▶ TASK TO COMPLETE:
Retype the lines beneath this one, from the first through the line containing "<h2>Mia · day 15</h2>". Pictures are left out.

— START SUPPLIED INFORMATION —

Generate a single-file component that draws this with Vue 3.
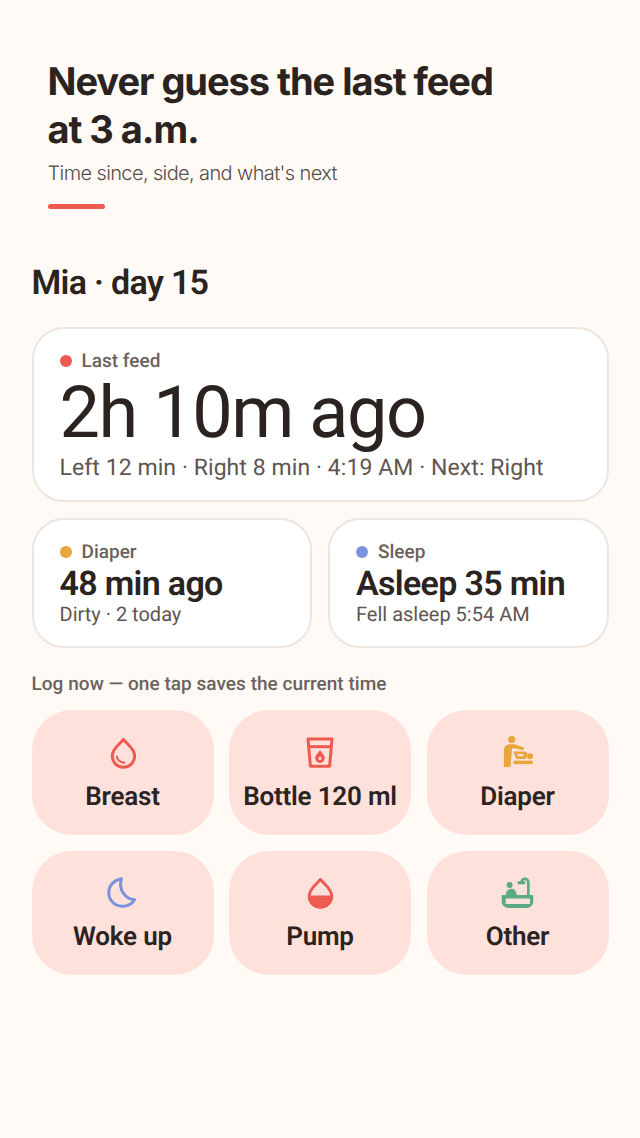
<script setup>
const actions = [
  { label: 'Breast', icon: 'breast' },
  { label: 'Bottle 120 ml', icon: 'bottle' },
  { label: 'Diaper', icon: 'diaper' },
  { label: 'Woke up', icon: 'moon' },
  { label: 'Pump', icon: 'pump' },
  { label: 'Other', icon: 'bath' },
]
</script>

<template>
  <main class="page">
    <header class="hero">
      <h1>Never guess the last feed<br />at 3 a.m.</h1>
      <p>Time since, side, and what's next</p>
      <div class="accent"></div>
    </header>

    <section class="content">
      <h2>Mia · day 15</h2>

      <article class="card main-card">
        <div class="label"><span class="dot red"></span>Last feed</div>
        <div class="big">2h 10m ago</div>
        <div class="detail">Left 12 min · Right 8 min · 4:19 AM · Next: Right</div>
      </article>

      <div class="pair">
        <article class="card small-card">
          <div class="label"><span class="dot amber"></span>Diaper</div>
          <div class="mid">48 min ago</div>
          <div class="sub">Dirty · 2 today</div>
        </article>
        <article class="card small-card">
          <div class="label"><span class="dot blue"></span>Sleep</div>
          <div class="mid">Asleep 35 min</div>
          <div class="sub">Fell asleep 5:54 AM</div>
        </article>
      </div>

      <p class="hint">Log now — one tap saves the current time</p>

      <div class="grid">
        <button v-for="a in actions" :key="a.label" class="action">
          <svg v-if="a.icon === 'breast'" class="icon" viewBox="0 0 24 24" fill="none" stroke="#ef5a50" stroke-width="2">
            <path d="M12.3 3C9.9 6 4.8 9.2 4.8 14a7.5 7.5 0 0 0 15 0c0-4.8-5.1-8-7.5-11Z" stroke-linejoin="round" />
            <path d="M7.9 14.4a4.8 4.8 0 0 0 5 4" stroke-linecap="round" stroke-width="1.4" />
          </svg>
          <svg v-else-if="a.icon === 'bottle'" class="icon" viewBox="0 0 24 24" fill="none" stroke="#ef5a50" stroke-width="2">
            <path d="M4 2.6h16l-1.6 18.2H5.6L4 2.6Z" stroke-linejoin="round" />
            <path d="M4.4 7.8h15.2" />
            <path d="M12 10.2c-1.2 1.7-3.2 3.2-3.2 5.2a3.2 3.2 0 0 0 6.4 0c0-2-2-3.5-3.2-5.2Zm0 4c-.5.6-1 1-1 1.5a1 1 0 0 0 2 0c0-.5-.5-.9-1-1.5Z" fill="#ef5a50" stroke="none" fill-rule="evenodd" />
          </svg>
          <svg v-else-if="a.icon === 'diaper'" class="icon" viewBox="0 0 24 24" fill="#e9a63b">
            <circle cx="7.8" cy="3" r="2.4" />
            <path d="M2.6 21.4V10.4c0-2.6 1.6-4.2 3.8-4.2h3.4l5.6 1.9c1 .4.8 1.9-.4 1.9L10.2 9H8L7 21.4H2.6Z" />
            <path d="M9 11h7.6l1.7 1.2-.7 2.6c-.2.8-.7 1.2-1.5 1.2h-4.3c-.7 0-1.1-.3-1.4-.9L9 11Zm2.5 1.6.6 1.6h3.4l.4-1.6h-4.4Z" fill-rule="evenodd" />
            <circle cx="20" cy="14.2" r="2" />
            <rect x="9" y="17.1" width="12.8" height="2.3" />
          </svg>
          <svg v-else-if="a.icon === 'moon'" class="icon" viewBox="0 0 24 24" fill="none" stroke="#7b93dc" stroke-width="2" stroke-linejoin="round">
            <path d="M11 2.5C6 3.2 2.5 7 2.5 11.8c0 5 4 9 9 9 3.6 0 6.6-1.6 8.3-4.3C14 16.5 8.6 10 11 2.5Z" />
          </svg>
          <svg v-else-if="a.icon === 'pump'" class="icon" viewBox="0 0 24 24" fill="none">
            <defs>
              <pattern id="pumpDots" width="2" height="2" patternUnits="userSpaceOnUse">
                <circle cx="1" cy="1" r="0.2" fill="#ffe1dc" opacity="0.7" />
              </pattern>
            </defs>
            <path d="M12.3 3C9.9 6 4.8 9.2 4.8 14a7.5 7.5 0 0 0 15 0c0-4.8-5.1-8-7.5-11Z" stroke="#ef5a50" stroke-width="2" stroke-linejoin="round" />
            <path d="M4.3 13.6h16v.6a8 8 0 0 1-16 0v-.6Z" fill="#ef5a50" />
            <path d="M5.5 15h13.6v.8a7 7 0 0 1-13.6 0V15Z" fill="url(#pumpDots)" />
          </svg>
          <svg v-else class="icon" viewBox="0 0 24 24" fill="none">
            <circle cx="6.4" cy="6.7" r="2" fill="#5aaa86" />
            <path d="M3.8 13.5c0-2.6 1.6-4.3 3.8-4.3 2 0 3.5 1.7 3.5 4.3H3.8Z" fill="#5aaa86" />
            <path d="M18.9 14V4.9a2.3 2.3 0 0 0-4.6 0" stroke="#5aaa86" stroke-width="1.8" />
            <path d="M12.6 5.2h3.4" stroke="#5aaa86" stroke-width="2" stroke-linecap="round" />
            <path d="M1.1 14a.7.7 0 0 1 .7-.7h19.7a.7.7 0 0 1 .7.7v3.6a4.4 4.4 0 0 1-4.4 4.4H5.5a4.4 4.4 0 0 1-4.4-4.4V14Zm2.7 1.6v3.7H20v-3.7H3.8Z" fill="#5aaa86" fill-rule="evenodd" />
          </svg>
          <span>{{ a.label }}</span>
        </button>
      </div>
    </section>
  </main>
</template>

<style>
html, body { margin: 0; background: #fffaf6; }
</style>

<style scoped>
.page {
  min-height: 1138px;
  background: #fffaf6;
  color: #2a2320;
  font-family: Roboto, sans-serif;
  text-rendering: geometricPrecision;
  box-sizing: border-box;
  padding-top: 59px;
}
.hero { padding: 0 47.5px; }
h1 {
  margin: 0;
  font-family: Inter, sans-serif;
  font-size: 38px;
  line-height: 47.5px;
  font-weight: 700;
  letter-spacing: -1.04px;
}
.hero p {
  margin: 5px 0 0;
  font-family: Inter, sans-serif;
  font-size: 20px;
  font-weight: 300;
  line-height: 28px;
  color: #564c48;
  letter-spacing: -0.62px;
}
.accent {
  width: 57px;
  height: 5px;
  border-radius: 3px;
  background: #ef5a50;
  margin-top: 17px;
}
.content { padding: 0 31.5px; }
h2 {
  margin: 52px 0 0;
  font-size: 34px;
  line-height: 44px;
  font-weight: 600;
  letter-spacing: -0.68px;
}
.card {
  background: #fff;
  border: 2px solid #ede5df;
  border-radius: 32px;
  box-sizing: border-box;
}
.main-card {
  margin-top: 22px;
  height: 175px;
  padding: 20px 26px 0;
}
.label {
  display: flex;
  align-items: center;
  gap: 10px;
  font-size: 19px;
  line-height: 24px;
  font-weight: 500;
  color: #6b625d;
}
.dot { width: 12px; height: 12px; border-radius: 50%; }
.red { background: #ef5a50; }
.amber { background: #e9a63b; }
.blue { background: #7b93dc; }
.big {
  font-size: 72px;
  line-height: 80px;
  font-weight: 400;
  letter-spacing: -1.44px;
}
.detail {
  font-size: 23px;
  line-height: 30px;
  color: #5f5551;
  letter-spacing: 0.07px;
}
.pair {
  display: grid;
  grid-template-columns: 1fr 1fr;
  gap: 16px;
  margin-top: 16px;
}
.small-card {
  height: 130px;
  padding: 20px 26px 0;
}
.mid {
  font-size: 34px;
  line-height: 40px;
  font-weight: 600;
  letter-spacing: -0.68px;
}
.sub {
  font-size: 20px;
  line-height: 26px;
  color: #5f5551;
  margin-top: -3px;
}
.hint {
  margin: 24px 0 0;
  font-size: 19px;
  line-height: 24px;
  font-weight: 500;
  color: #6b625d;
  letter-spacing: 0.04px;
}
.grid {
  display: grid;
  grid-template-columns: repeat(3, 1fr);
  gap: 16px 15.5px;
  margin-top: 14px;
}
.action {
  height: 124.5px;
  border: none;
  border-radius: 40px;
  background: #ffe1dc;
  color: #2a2320;
  font-family: Roboto, sans-serif;
  text-rendering: geometricPrecision;
  font-size: 26px;
  font-weight: 600;
  letter-spacing: -0.2px;
  display: flex;
  flex-direction: column;
  align-items: center;
  gap: 10px;
  padding: 24.5px 0 0;
}
.icon { width: 36px; height: 36px; display: block; overflow: visible; }
.action span { line-height: 32px; }
</style>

— END SUPPLIED INFORMATION —

▶ ANSWER BELOW:
Generate a single-file component that draws this with Vue 3.
<script setup>
const actions = [
  { label: 'Breast', icon: 'breast' },
  { label: 'Bottle 120 ml', icon: 'bottle' },
  { label: 'Diaper', icon: 'diaper' },
  { label: 'Woke up', icon: 'moon' },
  { label: 'Pump', icon: 'pump' },
  { label: 'Other', icon: 'bath' },
]
</script>

<template>
  <main class="page">
    <header class="hero">
      <h1>Never guess the last feed<br />at 3 a.m.</h1>
      <p>Time since, side, and what's next</p>
      <div class="accent"></div>
    </header>

    <section class="content">
      <h2>Mia · day 15</h2>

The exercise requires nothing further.